Adam Ozimek offers two reductios against my claim that it’s almost always good to create life.  Reductio #1:

[I]f you take seriously the notion that the utility of not being born is
less than the utility of being born, it seems to me that the moral
imperative is for everyone who is capable to be reproducing at the
maximum rate possible, because the marginal utility is likely massive.
Surely the positive marginal utility of a life of poverty with 20
siblings relative to the utility of not being born is greater than the
negative marginal utility of the 20 siblings and parents being burdened
with one more family member. So when do you stop?

Reductio #2:

[T]here is a huge market failure whereby the unborn are unable to
contract with their potential parents to pay for life. This argues for
taxation of everyone (the set of people who are born) in order to
subsidize reproduction. Yes, we indirectly do some of this already, but
this should trump all other charitable and redistributive concerns.

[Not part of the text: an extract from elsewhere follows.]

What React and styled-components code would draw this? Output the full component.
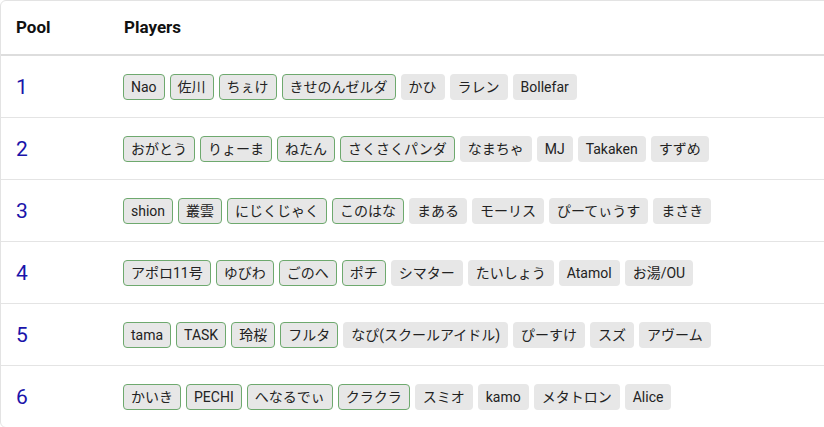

My reaction to both reductios is the same. 

1. If you’re a strict utilitarian or wealth maximizer, Ozimek has merely added two more bullets to the ammunition depot your position already requires you to bite.  (Like: Utilitarians with First World incomes are morally obliged to give away virtually all of their income). 

2. Adherents of all other moral positions can simply repeat their standard rationales, beginning with, “People who actually exist count a lot more than people who could exist but don’t.”